Similarly, a looming deadline could result in adverse selection. “The incentives get a bit uncomfortable towards the end,” says a Hong Kong-based fund formation lawyer. “If you have gone to all the effort of launching a SPAC and hitched your reputation to it, you can imagine that as time is running out you would be keen to do a deal as opposed to handing money back.”
The overarching question – asked with the problem assets of the pre-global financial crisis period in mind – is whether a company is ready to go public. It is not just a matter of size, but the quality of the management team and the durability of the business model.

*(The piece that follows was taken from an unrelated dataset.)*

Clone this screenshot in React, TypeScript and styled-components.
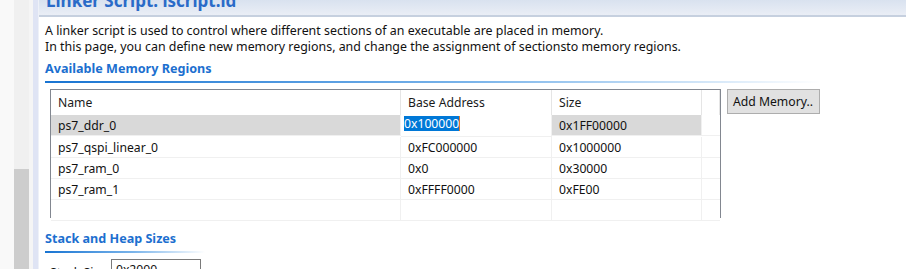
import * as React from 'react'
import styled, { createGlobalStyle } from 'styled-components'

const GlobalStyle = createGlobalStyle`
  html, body {
    margin: 0;
    padding: 0;
    background: #ffffff;
  }
  body {
    font-family: 'Noto Sans', 'Liberation Sans', Arial, sans-serif;
    font-size: 12px;
    color: #000;
  }
`

type Region = {
  name: string
  base: string
  size: string
}

const regions: Region[] = [
  { name: 'ps7_ddr_0', base: '0x100000', size: '0x1FF00000' },
  { name: 'ps7_qspi_linear_0', base: '0xFC000000', size: '0x1000000' },
  { name: 'ps7_ram_0', base: '0x0', size: '0x30000' },
  { name: 'ps7_ram_1', base: '0xFFFF0000', size: '0xFE00' },
]

const Page = styled.div`
  display: flex;
  width: 906px;
  height: 269px;
  overflow: hidden;
  background: #f8f8f8;
`

const Gutter = styled.div`
  width: 14px;
  background: #f9f9f9;
`

const ScrollTrack = styled.div`
  width: 15px;
  background: #f0f0f0;
  display: flex;
  flex-direction: column;
`

const ScrollThumb = styled.div`
  margin-top: 169px;
  flex: 1;
  background: #cdcdcd;
`

const Spacer = styled.div`
  width: 4px;
  background: #f5f5f5;
`

const EditorBorder = styled.div`
  width: 5px;
  background: #dfe4f4;
`

const Editor = styled.div`
  flex: 1;
  background: #fff;
  display: flex;
  flex-direction: column;
  border-left: 1px solid #eef1f8;
`

const Header = styled.div`
  height: 15px;
  flex: none;
  overflow: hidden;
  display: flex;
  align-items: flex-end;
  padding-left: 7px;
  background: linear-gradient(#d9e2ef, #eaeef6);
  border-bottom: 2px solid #c6d0df;
`

const Title = styled.div`
  flex: none;
  margin-bottom: 2px;
  font-size: 17px;
  font-weight: bold;
  line-height: 24px;
  color: #2a6bc8;
`

const Body = styled.div`
  padding: 6px 0 0 6px;
`

const Description = styled.div`
  font-size: 12.4px;
  line-height: 16px;
  color: #111;
`

const Section = styled.div<{ $lineWidth: number; $gap: number }>`
  margin-top: ${(p) => p.$gap}px;
  width: ${(p) => p.$lineWidth}px;
`

const SectionTitle = styled.div`
  font-size: 12.6px;
  font-weight: bold;
  line-height: 18px;
  color: #1c6fcf;
  padding-bottom: 3px;
`

const SectionRule = styled.div`
  height: 2px;
  background: linear-gradient(to right, #1874d2, #7ab4ea 55%, rgba(255, 255, 255, 0));
`

const TableRow = styled.div`
  display: flex;
  align-items: flex-start;
  margin-top: 6px;
  padding-left: 5px;
`

const TableBox = styled.div`
  width: 669px;
  height: 127px;
  border: 1px solid #828790;
  background: #fff;
`

const Grid = styled.div`
  display: grid;
  grid-template-columns: 350px 151px 150px 18px;
`

const HeadCell = styled.div`
  height: 25px;
  line-height: 25px;
  padding-left: 7px;
  font-size: 12.2px;
  color: #1a1a1a;
  border-right: 1px solid #e5e5e5;
  &:last-child {
    border-right: none;
  }
`

const Cell = styled.div<{ $selected?: boolean; $last?: boolean }>`
  height: 20px;
  line-height: 22px;
  padding-left: 7px;
  font-size: 12.2px;
  color: #111;
  background: ${(p) => (p.$selected ? '#d9d9d9' : '#fff')};
  border-right: 1px solid #f0f0f0;
  border-bottom: 1px solid #f0f0f0;
  ${(p) => p.$last && 'border-right: none;'}
`

const EditCell = styled.div`
  height: 20px;
  padding: 1px 0 0 3px;
  border-right: 1px solid #f0f0f0;
  border-bottom: 1px solid #f0f0f0;
  background: #fff;
  display: flex;
  align-items: flex-start;
`

const Highlight = styled.span`
  background: #0078d7;
  color: #fff;
  font-size: 12.2px;
  line-height: 15px;
  height: 15px;
`

const Caret = styled.span`
  width: 1px;
  height: 15px;
  background: #e0792a;
`

const Button = styled.button`
  margin-left: 6px;
  width: 93px;
  height: 25px;
  padding: 0 0 0 5px;
  text-align: left;
  font-family: 'Noto Sans', 'Liberation Sans', sans-serif;
  font-size: 12.2px;
  color: #111;
  background: #e1e1e1;
  border: 1px solid #adadad;
  border-radius: 0;
`

const FieldRow = styled.div`
  display: flex;
  align-items: flex-start;
  margin-top: 6px;
  padding-left: 5px;
  gap: 5px;
`

const FieldLabel = styled.div`
  font-size: 12.2px;
  line-height: 16px;
  padding-top: 6px;
  color: #111;
`

const FieldInput = styled.div`
  width: 84px;
  height: 20px;
  border: 1px solid #7a7a7a;
  padding-left: 4px;
  font-size: 12.2px;
  line-height: 20px;
  color: #111;
`

const App = () => {
  return (
    <>
      <GlobalStyle />
      <Page>
        <Gutter />
        <ScrollTrack>
          <ScrollThumb />
        </ScrollTrack>
        <Spacer />
        <EditorBorder />
        <Editor>
          <Header>
            <Title>Linker Script: lscript.ld</Title>
          </Header>
          <Body>
            <Description>
              A linker script is used to control where different sections of an executable are placed in memory.
              <br />
              In this page, you can define new memory regions, and change the assignment of sectionsto memory regions.
            </Description>
            <Section $lineWidth={775} $gap={5}>
              <SectionTitle>Available Memory Regions</SectionTitle>
              <SectionRule />
            </Section>
            <TableRow>
              <TableBox>
                <Grid>
                  <HeadCell>Name</HeadCell>
                  <HeadCell>Base Address</HeadCell>
                  <HeadCell>Size</HeadCell>
                  <HeadCell />
                  {regions.map((r, i) => (
                    <React.Fragment key={r.name}>
                      <Cell $selected={i === 0}>{r.name}</Cell>
                      {i === 0 ? (
                        <EditCell>
                          <Highlight>{r.base}</Highlight>
                          <Caret />
                        </EditCell>
                      ) : (
                        <Cell>{r.base}</Cell>
                      )}
                      <Cell $selected={i === 0}>{r.size}</Cell>
                      <Cell $last />
                    </React.Fragment>
                  ))}
                  <Cell />
                  <Cell />
                  <Cell />
                  <Cell $last />
                </Grid>
              </TableBox>
              <Button>Add Memory..</Button>
            </TableRow>
            <Section $lineWidth={160} $gap={12}>
              <SectionTitle>Stack and Heap Sizes</SectionTitle>
              <SectionRule />
            </Section>
            <FieldRow>
              <FieldLabel>Stack Size</FieldLabel>
              <FieldInput>0x2000</FieldInput>
            </FieldRow>
          </Body>
        </Editor>
      </Page>
    </>
  )
}

export default App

While the emergence of SPACs in Asia with recognized sponsors confers credibility on the companies they bring to market, success stories are needed. This is a key consideration not only in winning over investors but also in persuading stock exchanges in Asia to allow the structure. At present, only Malaysia and Korea permit it. “If deals get done and there is some actual trading on post-merger stocks, I think SPACs will take off here again. If not, people will be wary,” says Boltz of Gibson Dunn.
And even if SPACs do live up to their promise, the public markets must remain strong enough, for long enough, so that more offerings can get out of the gate.